La raison pour laquelle la rencontre n'avait pas encore eu lieu se présentait sous la forme d'un Suisse devenu aussi protecteur et enragé qu'une lionne défendant sa portée. Simon refusait le procédé, sans discussion. Joy avaient usé de tous les moyens, de la diplomatie à l'engueulade consommée, pour obtenir gain de cause, Largo et Pen n'aidant que peu, l'un par excès de travail, l'autre par manque de volonté. En définitive, une date avait été arrêtée et Georgi était tombé malade.
« Je lui téléphonerai dans la journée. Que dirais-tu de mercredi ?
- Parfait. Au fait, je n'ai encore rien trouvé sur le commanditaire. Je n'ai que des soupçons et aucune preuve. Je ne voulais pas en parler devant Joy.
- Je t'écoute.
- Il y aurait, parmi les commanditaires habituels de Cassiopée, trois personnes occupées par des contrats de grande envergure en ce moment.
Le premier se nomme John Chaning-Thornton. Il s'occupe de transferts de fond pour des grands comptes de l'underground, mafia, barons de la drogues, organisations criminelles ou parfois légales, en général pour des paiements.
- Ses activités ne s'accordent pas très bien avec la division médicale.
- Il se peut qu'il passe par l'une des entreprises de la division pour transférer des fonds et qu'il ait voulu dissimuler des traces ou prendre des marques pour des opérations futures. Il peut aussi se diversifier dans le cambriolage d'argent électronique. »
Largo acquiesça silencieusement.
« La seconde personne se nomme Veran Dossalev. Elle est une sorte de super-mercenaire qui organise des opérations complètes, du recrutement des hommes de main à l'établissement du plan d'action. Celui qui fait appel à ses services demande un résultat. Il n'impose pas de méthodes, de plans d'action ou de directives, contrairement aux usages, il ne fournit que très peu d'informations. Elle est unique en son genre. Et elle est spécialisée dans les domaines économiques et financiers. Elle aurait poussé un porteur de titres très influents à la faillite et au suicide, mais de façon à ce que les titres en question n'aboutissent pas dans n'importe quelles mains. On en a entendu parler parce que le commanditaire a rechigné à payer, croyant au hasard. Il lui est arrivé des bricoles.
- Elle a l'air redoutable.
- Difficile à dire, c'est un vrai fantôme. Pas de photo. Interpol doute de son existence, et je douterais aussi si la CIA n'avait tenté de l' « intégrer » à ses effectifs. Joy a eu affaire à elle et elle m'en a parlé. Mauvais souvenirs.
- Cette Veran Dossalev semble correspondre au profil.
- Ne t'emporte pas.
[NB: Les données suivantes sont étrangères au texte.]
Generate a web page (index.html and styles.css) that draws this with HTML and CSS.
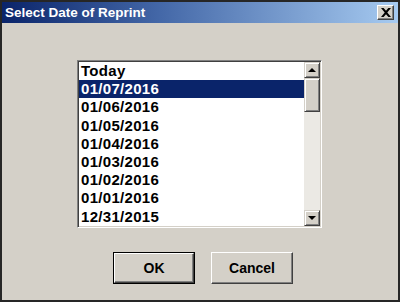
FILE: index.html
```html
<!DOCTYPE html>
<html>
<head>
<meta charset="utf-8">
<link rel="stylesheet" href="styles.css">
</head>
<body>
<div class="window">
  <div class="titlebar">
    <span class="title">Select Date of Reprint</span>
    <div class="close">
      <svg width="10" height="9" viewBox="0 0 10 9"><path d="M0 0h2.6l2.4 2.8 2.4-2.8H10L6.3 4.5 10 9H7.4L5 6.2 2.6 9H0l3.7-4.5z" fill="#000"/></svg>
    </div>
  </div>
  <div class="content">
    <div class="listbox">
      <ul class="items">
        <li>Today</li>
        <li class="selected">01/07/2016</li>
        <li>01/06/2016</li>
        <li>01/05/2016</li>
        <li>01/04/2016</li>
        <li>01/03/2016</li>
        <li>01/02/2016</li>
        <li>01/01/2016</li>
        <li>12/31/2015</li>
      </ul>
      <div class="scrollbar">
        <div class="sbtn"><span class="arrow-up"></span></div>
        <div class="thumb"></div>
        <div class="track"></div>
        <div class="sbtn"><span class="arrow-down"></span></div>
      </div>
    </div>
    <div class="buttons">
      <div class="btn default"><div class="btn-inner">OK</div></div>
      <div class="btn"><div class="btn-inner">Cancel</div></div>
    </div>
  </div>
</div>
</body>
</html>
```
FILE: styles.css
```css
html, body {
  margin: 0;
  padding: 0;
  background: #d4d0c8;
}
.window {
  width: 400px;
  height: 302px;
  box-sizing: border-box;
  border: 2px solid #262626;
  background: #d4d0c8;
  display: flex;
  flex-direction: column;
  font-family: "Liberation Sans", Arial, sans-serif;
}
.titlebar {
  height: 21px;
  background: linear-gradient(to right, #0a246a 0%, #4468a8 40%, #a6caf0 100%);
  display: flex;
  align-items: center;
  justify-content: space-between;
  padding: 0 4px 0 3px;
}
.title {
  color: #fff;
  font-weight: bold;
  font-size: 13.5px;
  font-family: "Liberation Sans", Arial, sans-serif;
}
.close {
  width: 17px;
  height: 15px;
  box-sizing: border-box;
  background: #d4d0c8;
  border: 1px solid;
  border-color: #fff #404040 #404040 #fff;
  box-shadow: inset -1px -1px #808080;
  display: flex;
  align-items: center;
  justify-content: center;
}
.content {
  flex: 1;
  display: flex;
  flex-direction: column;
  padding: 37px 0 0 75px;
}
.listbox {
  width: 245px;
  height: 168px;
  box-sizing: border-box;
  border: 1px solid;
  border-color: #808080 #fff #fff #808080;
  box-shadow: inset 1px 1px #404040, inset -1px -1px #d4d0c8;
  padding: 1px;
  display: flex;
  background: #fff;
}
.items {
  list-style: none;
  margin: 0;
  padding: 0;
  flex: 1;
  background: #fff;
}
.items li {
  height: 18.2px;
  line-height: 17.5px;
  padding-left: 2px;
  font-size: 15px;
  font-weight: bold;
  letter-spacing: 0.3px;
  color: #000;
}
.items li.selected {
  background: #0a246a;
  color: #fff;
}
.scrollbar {
  width: 16px;
  display: flex;
  flex-direction: column;
}
.sbtn, .thumb {
  box-sizing: border-box;
  background: #d4d0c8;
  border: 1px solid;
  border-color: #d4d0c8 #404040 #404040 #d4d0c8;
  box-shadow: inset 1px 1px #fff, inset -1px -1px #808080;
  display: flex;
  align-items: center;
  justify-content: center;
}
.sbtn {
  height: 16px;
}
.thumb {
  height: 34px;
}
.track {
  flex: 1;
  background: #ebe9e4;
}
.arrow-up {
  width: 0;
  height: 0;
  border-left: 4px solid transparent;
  border-right: 4px solid transparent;
  border-bottom: 4px solid #000;
}
.arrow-down {
  width: 0;
  height: 0;
  border-left: 4px solid transparent;
  border-right: 4px solid transparent;
  border-top: 4px solid #000;
}
.buttons {
  display: flex;
  gap: 16px;
  margin: 24px 0 0 36px;
}
.btn {
  width: 82px;
  height: 32px;
  box-sizing: border-box;
  background: #d4d0c8;
  border: 1px solid;
  border-color: #fff #404040 #404040 #fff;
  box-shadow: inset -1px -1px #808080;
  display: flex;
}
.btn.default {
  border: 1px solid #000;
  box-shadow: none;
}
.btn-inner {
  flex: 1;
  display: flex;
  align-items: center;
  justify-content: center;
  font-size: 14px;
  font-weight: bold;
  color: #000;
}
.btn.default .btn-inner {
  border: 1px solid;
  border-color: #fff #404040 #404040 #fff;
  box-shadow: inset -1px -1px #808080;
}
```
Tout ce que nous avons, c'est qu'elle fait appel parfois aux services de Cassiopée. Ca n'est pas très solide.
- Et le troisième ?
- Elios Rossi, un indépendant du renseignement économique. Il récupère des informations et les revend au plus offrant. Si l'une des entreprises de la division a fait parler d'elle récemment, Rossi l'aura remarqué. Cassiopée travaille fréquemment pour lui.
- Le problème étant que, même si c'est lui le responsable, nous ne connaîtrons probablement jamais l'acheteur final, compléta Largo.
- C'est ma meilleure piste. Je vais continuer à l'approfondir.
- Je ne sais pas, affirma Largo, rêveur. Il vaut peut-être mieux attendre que tu aies rencontré Pen. Sans compter que nous sommes vendredi et que demain, tu viens avec moi en France. Ce sera idéal pour te reposer, avança t-il immédiatement pour faire taire la protestation naissante du russe. Fais ce que tu as à faire, mais ne te fatigue pas, tu entends ? »
Georgi maugréa une ralerie incompréhensible en guise d'affirmative, tout en consultant sa montre.
« Je dois descendre.
- Si vite ?
- Si je dois partir à quinze heures, je ne tiens pas à perdre la moindre minute. »
Largo sourit et lui tendit le sésame du bunker. Le géant blond quitta le penthouse, le pas plus alerte qu'à son arrivée.